For He foreordained us (destined us, planned in love for us) to be adopted (revealed) as His own children through Jesus Christ, in accordance with the purpose of His will [because it pleased Him and was His kind intent]---

[So that we might be] to the praise and the commendation of His glorious grace (favor and mercy), which He so freely bestowed on us in the Beloved. (Ephesians 1:4-6 Amp)

 

In Exodus 19:5, the Lord tells His people that they are His own “peculiar possession and treasure.” That word applies to us today as much as it did to the children of Israel. In John 3:18, Jesus told Nicodemus that no one who believes in Him will ever be condemned (rejected). You may not feel treasured, or even acceptable, but you are. In Ephesians 1:6 KJV, Paul says that all of us who believe in Christ have been “accepted in the beloved.” That should give us a sense of personal value and worth.

I remember standing in a prayer line where I overheard a woman next to me telling the pastor who was ministering to her how much she hated and despised herself. The pastor became very firm with her and in a strong manner rebuked her, saying, “Who do you think you are? You have no right to hate yourself. God paid a high price for you and your freedom. He loved you so much that He sent His only Son to die for you to suffer in your place. You have no right to hate or reject yourself. Your part is to receive what Jesus died to give you!”

The woman was shocked. I was shocked too, just listening. Yet sometimes it takes a strong word to get us to realize the trap that Satan has set for us.

Self-rejection and self-hatred can almost seem pious in a sense. They can become a way of punishing ourselves for our mistakes, failures, and inabilities. We cannot be perfect, so we reject and despise ourselves.

I ask you to think of these prophetic words in Isaiah 53:3, which describe our Lord Jesus Christ: “He was despised and rejected and forsaken by men, a Man of sorrows and pains, and acquainted with grief and sickness; and like One from Whom men hide their faces He was despised, and we did not appreciate His worth or have any esteem for Him.”

Do you lack appreciation for your own value and worth? Surely, you are valuable; otherwise your heavenly Father would not have paid such a heavy price for your redemption.

Isaiah 53:4-5 goes on to say that Christ “has borne our griefs (sicknesses, weaknesses, and distresses) and carried our sorrows and pains [of punishment], yet we [ignorantly] considered Him stricken, smitten, and afflicted by God [as if with leprosy]. But He was wounded for our transgressions, He was bruised for our guilt and iniquities; the chastisement [needful to obtain] peace and well-being for us was upon Him, and with the stripes [that wounded] Him we are healed and made whole.”

The “healing package” purchased by Jesus with His blood is available to all who will believe and receive. That package includes the healing of the emotions as well as the body. If a person has done wrong, justice demands rejection, despising, and condemnation. However, Jesus bore all that for us, just as He bore our sins. What a glorious truth!

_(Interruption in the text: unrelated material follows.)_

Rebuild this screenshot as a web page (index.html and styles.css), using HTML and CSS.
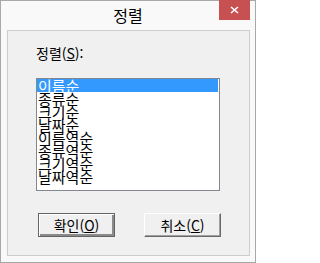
FILE: index.html
```html
<!DOCTYPE html>
<html lang="ko">
<head>
<meta charset="utf-8">
<link rel="stylesheet" href="styles.css">
</head>
<body>
<div class="window">
  <div class="titlebar">
    <span></span>
    <span class="title">정렬</span>
    <span class="controls">
      <span class="close" aria-label="닫기">
        <svg width="9" height="8" viewBox="0 0 9 8"><path d="M1 1 L8 7 M8 1 L1 7" stroke="#fff" stroke-width="1.6" fill="none"/></svg>
      </span>
    </span>
  </div>
  <div class="client">
    <div class="label">정렬(<u>S</u>):</div>
    <ul class="list">
      <li class="item selected">이름순</li>
      <li class="item">종류순</li>
      <li class="item">크기순</li>
      <li class="item">날짜순</li>
      <li class="item">이름역순</li>
      <li class="item">종류역순</li>
      <li class="item">크기역순</li>
      <li class="item">날짜역순</li>
    </ul>
    <div class="buttons">
      <button class="btn default">확인(<u>O</u>)</button>
      <button class="btn">취소(<u>C</u>)</button>
    </div>
  </div>
</div>
</body>
</html>
```

FILE: styles.css
```css
html, body {
  margin: 0;
  padding: 0;
  background: #ffffff;
}
body {
  font-family: "Noto Sans CJK KR", "Noto Sans", sans-serif;
  color: #000;
}
.window {
  box-sizing: border-box;
  width: 256px;
  height: 263px;
  border: 1px solid #a8a8a8;
  background: #f9f9f9;
  display: flex;
  flex-direction: column;
}
.titlebar {
  height: 29px;
  display: grid;
  grid-template-columns: 1fr auto 1fr;
  align-items: start;
}
.title {
  font-size: 16px;
  line-height: 16px;
  margin-top: 6px;
  color: #000;
}
.controls {
  display: flex;
  justify-content: flex-end;
  padding-right: 5px;
}
.close {
  width: 31px;
  height: 20px;
  margin-top: -1px;
  background: #c75050;
  display: flex;
  align-items: center;
  justify-content: center;
}
.client {
  box-sizing: border-box;
  margin: 0 5px 6px 6px;
  flex: 1;
  border: 1px solid #cdcdcd;
  background: #f0f0f0;
  padding: 15px 0 0 28px;
  display: flex;
  flex-direction: column;
}
.label {
  font-size: 14px;
  line-height: 15px;
  height: 15px;
}
.label u, .btn u {
  text-decoration-thickness: 1px;
  text-underline-offset: 1px;
}
.list {
  list-style: none;
  margin: 17px 0 0 0;
  padding: 0;
  box-sizing: border-box;
  width: 184px;
  height: 113px;
  border: 1px solid #828790;
  background: #fff;
  overflow: hidden;
}
.item {
  font-size: 15px;
  line-height: 14px;
  height: 13px;
  padding-left: 1px;
  margin-right: 1px;
  white-space: nowrap;
}
.item.selected {
  background: #3399ff;
  color: #fff;
}
.buttons {
  display: flex;
  gap: 29px;
  margin-top: 22px;
  padding-left: 2px;
}
.btn {
  box-sizing: border-box;
  width: 77px;
  height: 24px;
  margin: 0;
  padding: 0;
  font-family: "Noto Sans CJK KR", "Noto Sans", sans-serif;
  font-size: 14px;
  line-height: 20px;
  color: #000;
  background: #f0f0f0;
  border: 1px solid;
  border-color: #ffffff #696969 #696969 #ffffff;
  box-shadow: inset -1px -1px 0 #a0a0a0;
}
.btn.default {
  border: 1px solid #646464;
  box-shadow: inset 1px 1px 0 #ffffff, inset -2px -2px 0 #8a8a8a;
}
```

Since Jesus bore your sins on the cross, along with the hatred, rejection, and condemnation they deserved, you do not have to reject or hate yourself anymore.

The day I started our ministry, I asked God, “What do You want me to teach at the first meeting?”

He said, “I want you to tell My people that I love them.”

I argued, “Oh, I want a message of power.” That’s what I said! I wanted to be God’s woman of power for the hour. I wanted something that would just stun people with great revelation. I said, “Everybody knows You love them. I can’t go preach John 3:16.”

He said, “No, very few of My people know that I love them. If they did, they would act a whole lot different than what they do.”

The Bible says, “There is no fear in love [dread does not exist], but full-grown (complete, perfect) love turns fear out of doors and expels every trace of terror! For fear brings with it the thought of punishment, and [so] he who is afraid has not reached the full maturity of love [is not yet grown into love’s complete perfection]. We love Him, because He first loved us” (1 John 4:18-19 Amp). I understood that if God’s people knew how much He loved them, they would not be fearful. If they knew the love of God, they would not run from Him, they would run to Him.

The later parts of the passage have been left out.